Copy out all the lines exactly. Omit pictures.
** start Given data **
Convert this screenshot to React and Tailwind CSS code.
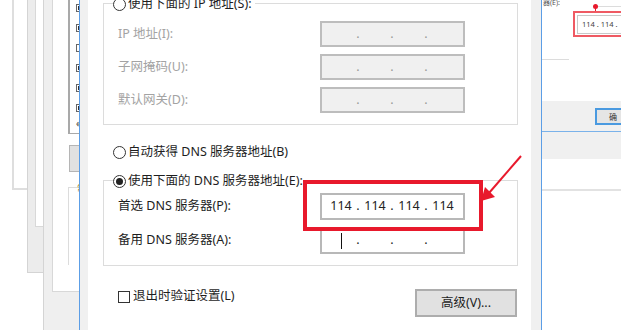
import React from "react";

const FONT = "font-['Noto_Sans','Noto_Sans_CJK_SC',sans-serif]";

function IPField({ values, disabled, caret }) {
  return (
    <div
      className={`flex items-center h-full pl-[5px] text-[12.5px] ${
        disabled ? "text-[#9a9a9a]" : "text-[#222]"
      }`}
    >
      {[0, 1, 2, 3].map((i) => (
        <React.Fragment key={i}>
          <span className="w-[28px] flex justify-center items-center leading-none">
            {values ? values[i] : caret && i === 0 ? (
              <span className="block w-[1px] h-[16px] bg-[#111]" />
            ) : (
              ""
            )}
          </span>
          {i < 3 && (
            <span className="w-[6px] text-center leading-none">.</span>
          )}
        </React.Fragment>
      ))}
    </div>
  );
}

function Radio({ checked }) {
  return (
    <span className="w-[13px] h-[13px] rounded-full border border-[#333] bg-white flex items-center justify-center shrink-0">
      {checked && <span className="w-[7px] h-[7px] rounded-full bg-[#222]" />}
    </span>
  );
}

export default function App() {
  return (
    <div className={`relative w-[636px] h-[330px] bg-white overflow-hidden ${FONT}`}>
      {/* background windows on the left */}
      <div className="absolute left-[12px] top-0 w-[16px] h-[190px] border-l-2 border-b-2 border-[#dedede]" />
      <div className="absolute left-[27px] top-0 w-[17px] h-[273px] bg-[#ececec] border-l border-b border-[#d4d4d4]">
        <div className="ml-[7px] w-[10px] h-[227px] bg-white border-l border-b border-[#d8d8d8]" />
      </div>
      <div className="absolute left-[43px] top-0 w-[37px] h-[330px] bg-[#efefef] border-l border-[#d4d4d4]">
        <div className="ml-[8px] w-[28px] h-[292px] bg-white border-l border-b border-[#d8d8d8] flex flex-col">
          <div className="ml-[15px] w-[13px] h-[134px] border-l-2 border-b border-[#a9a9a9] flex flex-col pl-[6px] pt-[4px] gap-[12px]">
            {[true, true, false, true, true, true].map((c, i) => (
              <span
                key={i}
                className="w-[6px] h-[8px] border border-[#666] bg-white flex items-center justify-center"
              >
                {c && <span className="w-[3px] h-[4px] bg-[#333]" />}
              </span>
            ))}
            <span className="text-[10px] leading-none text-[#444] -mt-[6px]">«</span>
          </div>
          <div className="mt-[11px] ml-[16px] w-[12px] h-[27px] bg-[#e1e1e1] border border-[#b5b5b5]" />
          <div className="mt-[15px] ml-[15px] w-[13px] h-[78px] border-l border-t border-[#dcdcdc] pl-[8px]">
            <span className="block text-[8px] leading-none text-[#a07a20] -mt-[4px]">常</span>
          </div>
        </div>
      </div>

      {/* main dialog */}
      <div className="absolute left-[79px] top-0 w-[462px] h-[330px] border-l border-[#5c9ee6] bg-[#f0f0f0] pl-[8px] pr-[10px] flex">
        <div className="w-[443px] h-full bg-white flex flex-col text-[12.5px] text-[#1e1e1e]">
          {/* IP group */}
          <div className="relative mt-[3px] ml-[15px] w-[415px] border border-[#dcdcdc] pt-[17px] pb-[11px] flex flex-col gap-[7px]">
            <div className="absolute left-[9px] top-[-9px] h-[18px] bg-white flex items-center gap-[2px] pr-[3px]">
              <Radio />
              <span className="leading-[18px]">使用下面的 IP 地址(S):</span>
            </div>
            {["IP 地址(I):", "子网掩码(U):", "默认网关(D):"].map((l) => (
              <div key={l} className="grid grid-cols-[216px_145px] items-center h-[26px]">
                <span className="pl-[14px] text-[#a3a3a3]">{l}</span>
                <div className="h-[26px] bg-[#f0f0f0] border-2 border-[#bdbdbd]">
                  <IPField disabled />
                </div>
              </div>
            ))}
          </div>

          {/* auto DNS */}
          <div className="mt-[18px] ml-[25px] h-[18px] flex items-center gap-[2px]">
            <Radio />
            <span>自动获得 DNS 服务器地址(B)</span>
          </div>

          {/* DNS group */}
          <div className="relative mt-[19px] ml-[15px] w-[415px] border border-[#dcdcdc] pt-[12px] pb-[11px] flex flex-col gap-[7px]">
            <div className="absolute left-[9px] top-[-9px] h-[18px] bg-white flex items-center gap-[2px] pr-[3px]">
              <Radio checked />
              <span className="leading-[18px]">使用下面的 DNS 服务器地址(E):</span>
            </div>
            <div className="grid grid-cols-[216px_145px] items-center h-[27px]">
              <span className="pl-[14px]">首选 DNS 服务器(P):</span>
              <div className="h-[27px] bg-white border-2 border-[#b8b8b8]">
                <IPField values={["114", "114", "114", "114"]} />
              </div>
            </div>
            <div className="grid grid-cols-[216px_145px] items-center h-[27px]">
              <span className="pl-[14px]">备用 DNS 服务器(A):</span>
              <div className="h-[27px] bg-white border-2 border-[#b8b8b8]">
                <IPField caret />
              </div>
            </div>
          </div>

          {/* bottom row */}
          <div className="flex items-start pl-[30px] pr-[14px]">
            <div className="mt-[22px] h-[17px] flex items-center gap-[3px]">
              <span className="w-[12px] h-[12px] border border-[#333] bg-white" />
              <span>退出时验证设置(L)</span>
            </div>
            <div className="ml-auto mt-[23px] w-[102px] h-[28px] bg-[#e1e1e1] border-2 border-[#adadad] flex items-center justify-center">
              高级(V)...
            </div>
          </div>
        </div>
      </div>

      {/* right window */}
      <div className="absolute left-[541px] top-0 w-[95px] h-[330px] border-l border-[#5c9ee6] bg-white">
        <div className="w-[79px] flex flex-col">
          <div className="relative h-[101px]">
            <span className="absolute left-[1px] top-[-2px] text-[7px] leading-[10px] text-[#555]">器(E):</span>
            <div className="absolute left-[55px] top-[6px] w-[24px] h-[1px] bg-[#dcdcdc]" />
            <div className="absolute left-[51px] top-[4px] w-[5px] h-[5px] rounded-full bg-[#e8192c]" />
            <div className="absolute left-[53px] top-[6px] w-[1px] h-[6px] bg-[#e8192c]" />
            <div className="absolute left-[31px] top-[11px] w-[48px] h-[26px] border-2 border-r-0 border-[#ef5a63] flex items-center pl-[2px]">
              <div className="w-full h-[19px] border border-r-0 border-[#c8c8c8] text-[7.5px] leading-[17px] text-[#444] pl-[4px] whitespace-nowrap overflow-hidden">
                114 . 114 .
              </div>
            </div>
            <div className="absolute left-0 top-[59px] w-[27px] h-[1px] bg-[#dcdcdc]" />
          </div>
          <div className="h-[30px] bg-[#f0f0f0] pt-[7px] pl-[53px]">
            <div className="w-[26px] h-[17px] border-2 border-r-0 border-[#4a9ae0] bg-[#e5e5e5] text-[8px] leading-[13px] text-[#333] pl-[12px] overflow-hidden">
              确
            </div>
          </div>
          <div className="h-[1px] bg-[#7ab2ea]" />
          <div className="h-[27px] bg-[#f0f0f0]" />
          <div className="h-[30px]" />
          <div className="h-[2px] bg-[#e2e2e2]" />
        </div>
      </div>

      {/* annotations */}
      <div className="absolute left-[303px] top-[180px] w-[180px] h-[51px] border-[4px] border-[#e8192c]" />
      <svg className="absolute left-0 top-0" width="636" height="330">
        <line x1="521" y1="156" x2="489" y2="193" stroke="#e8192c" strokeWidth="2" />
        <polygon points="481,201 485,187 495,197" fill="#e8192c" />
      </svg>
    </div>
  );
}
** end Given data **
▸ **Finished task**
Convert this screenshot to React and Tailwind CSS code.
import React from "react";

const FONT = "font-['Noto_Sans','Noto_Sans_CJK_SC',sans-serif]";

function IPField({ values, disabled, caret }) {
  return (
    <div
      className={`flex items-center h-full pl-[5px] text-[12.5px] ${
        disabled ? "text-[#9a9a9a]" : "text-[#222]"
      }`}
    >
      {[0, 1, 2, 3].map((i) => (
        <React.Fragment key={i}>
          <span className="w-[28px] flex justify-center items-center leading-none">
            {values ? values[i] : caret && i === 0 ? (
              <span className="block w-[1px] h-[16px] bg-[#111]" />
            ) : (
              ""
            )}
          </span>
          {i < 3 && (
            <span className="w-[6px] text-center leading-none">.</span>
          )}
        </React.Fragment>
      ))}
    </div>
  );
}

function Radio({ checked }) {
  return (
    <span className="w-[13px] h-[13px] rounded-full border border-[#333] bg-white flex items-center justify-center shrink-0">
      {checked && <span className="w-[7px] h-[7px] rounded-full bg-[#222]" />}
    </span>
  );
}

export default function App() {
  return (
    <div className={`relative w-[636px] h-[330px] bg-white overflow-hidden ${FONT}`}>
      {/* background windows on the left */}
      <div className="absolute left-[12px] top-0 w-[16px] h-[190px] border-l-2 border-b-2 border-[#dedede]" />
      <div className="absolute left-[27px] top-0 w-[17px] h-[273px] bg-[#ececec] border-l border-b border-[#d4d4d4]">
        <div className="ml-[7px] w-[10px] h-[227px] bg-white border-l border-b border-[#d8d8d8]" />
      </div>
      <div className="absolute left-[43px] top-0 w-[37px] h-[330px] bg-[#efefef] border-l border-[#d4d4d4]">
        <div className="ml-[8px] w-[28px] h-[292px] bg-white border-l border-b border-[#d8d8d8] flex flex-col">
          <div className="ml-[15px] w-[13px] h-[134px] border-l-2 border-b border-[#a9a9a9] flex flex-col pl-[6px] pt-[4px] gap-[12px]">
            {[true, true, false, true, true, true].map((c, i) => (
              <span
                key={i}
                className="w-[6px] h-[8px] border border-[#666] bg-white flex items-center justify-center"
              >
                {c && <span className="w-[3px] h-[4px] bg-[#333]" />}
              </span>
            ))}
            <span className="text-[10px] leading-none text-[#444] -mt-[6px]">«</span>
          </div>
          <div className="mt-[11px] ml-[16px] w-[12px] h-[27px] bg-[#e1e1e1] border border-[#b5b5b5]" />
          <div className="mt-[15px] ml-[15px] w-[13px] h-[78px] border-l border-t border-[#dcdcdc] pl-[8px]">
            <span className="block text-[8px] leading-none text-[#a07a20] -mt-[4px]">常</span>
          </div>
        </div>
      </div>

      {/* main dialog */}
      <div className="absolute left-[79px] top-0 w-[462px] h-[330px] border-l border-[#5c9ee6] bg-[#f0f0f0] pl-[8px] pr-[10px] flex">
        <div className="w-[443px] h-full bg-white flex flex-col text-[12.5px] text-[#1e1e1e]">
          {/* IP group */}
          <div className="relative mt-[3px] ml-[15px] w-[415px] border border-[#dcdcdc] pt-[17px] pb-[11px] flex flex-col gap-[7px]">
            <div className="absolute left-[9px] top-[-9px] h-[18px] bg-white flex items-center gap-[2px] pr-[3px]">
              <Radio />
              <span className="leading-[18px]">使用下面的 IP 地址(S):</span>
            </div>
            {["IP 地址(I):", "子网掩码(U):", "默认网关(D):"].map((l) => (
              <div key={l} className="grid grid-cols-[216px_145px] items-center h-[26px]">
                <span className="pl-[14px] text-[#a3a3a3]">{l}</span>
                <div className="h-[26px] bg-[#f0f0f0] border-2 border-[#bdbdbd]">
                  <IPField disabled />
                </div>
              </div>
            ))}
          </div>

          {/* auto DNS */}
          <div className="mt-[18px] ml-[25px] h-[18px] flex items-center gap-[2px]">
            <Radio />
            <span>自动获得 DNS 服务器地址(B)</span>
          </div>

          {/* DNS group */}
          <div className="relative mt-[19px] ml-[15px] w-[415px] border border-[#dcdcdc] pt-[12px] pb-[11px] flex flex-col gap-[7px]">
            <div className="absolute left-[9px] top-[-9px] h-[18px] bg-white flex items-center gap-[2px] pr-[3px]">
              <Radio checked />
              <span className="leading-[18px]">使用下面的 DNS 服务器地址(E):</span>
            </div>
            <div className="grid grid-cols-[216px_145px] items-center h-[27px]">
              <span className="pl-[14px]">首选 DNS 服务器(P):</span>
              <div className="h-[27px] bg-white border-2 border-[#b8b8b8]">
                <IPField values={["114", "114", "114", "114"]} />
              </div>
            </div>
            <div className="grid grid-cols-[216px_145px] items-center h-[27px]">
              <span className="pl-[14px]">备用 DNS 服务器(A):</span>
              <div className="h-[27px] bg-white border-2 border-[#b8b8b8]">
                <IPField caret />
              </div>
            </div>
          </div>

          {/* bottom row */}
          <div className="flex items-start pl-[30px] pr-[14px]">
            <div className="mt-[22px] h-[17px] flex items-center gap-[3px]">
              <span className="w-[12px] h-[12px] border border-[#333] bg-white" />
              <span>退出时验证设置(L)</span>
            </div>
            <div className="ml-auto mt-[23px] w-[102px] h-[28px] bg-[#e1e1e1] border-2 border-[#adadad] flex items-center justify-center">
              高级(V)...
            </div>
          </div>
        </div>
      </div>

      {/* right window */}
      <div className="absolute left-[541px] top-0 w-[95px] h-[330px] border-l border-[#5c9ee6] bg-white">
        <div className="w-[79px] flex flex-col">
          <div className="relative h-[101px]">
            <span className="absolute left-[1px] top-[-2px] text-[7px] leading-[10px] text-[#555]">器(E):</span>
            <div className="absolute left-[55px] top-[6px] w-[24px] h-[1px] bg-[#dcdcdc]" />
            <div className="absolute left-[51px] top-[4px] w-[5px] h-[5px] rounded-full bg-[#e8192c]" />
            <div className="absolute left-[53px] top-[6px] w-[1px] h-[6px] bg-[#e8192c]" />
            <div className="absolute left-[31px] top-[11px] w-[48px] h-[26px] border-2 border-r-0 border-[#ef5a63] flex items-center pl-[2px]">
              <div className="w-full h-[19px] border border-r-0 border-[#c8c8c8] text-[7.5px] leading-[17px] text-[#444] pl-[4px] whitespace-nowrap overflow-hidden">
                114 . 114 .
              </div>
            </div>
            <div className="absolute left-0 top-[59px] w-[27px] h-[1px] bg-[#dcdcdc]" />
          </div>
          <div className="h-[30px] bg-[#f0f0f0] pt-[7px] pl-[53px]">
            <div className="w-[26px] h-[17px] border-2 border-r-0 border-[#4a9ae0] bg-[#e5e5e5] text-[8px] leading-[13px] text-[#333] pl-[12px] overflow-hidden">
              确
            </div>
          </div>
          <div className="h-[1px] bg-[#7ab2ea]" />
          <div className="h-[27px] bg-[#f0f0f0]" />
          <div className="h-[30px]" />
          <div className="h-[2px] bg-[#e2e2e2]" />
        </div>
      </div>

      {/* annotations */}
      <div className="absolute left-[303px] top-[180px] w-[180px] h-[51px] border-[4px] border-[#e8192c]" />
      <svg className="absolute left-0 top-0" width="636" height="330">
        <line x1="521" y1="156" x2="489" y2="193" stroke="#e8192c" strokeWidth="2" />
        <polygon points="481,201 485,187 495,197" fill="#e8192c" />
      </svg>
    </div>
  );
}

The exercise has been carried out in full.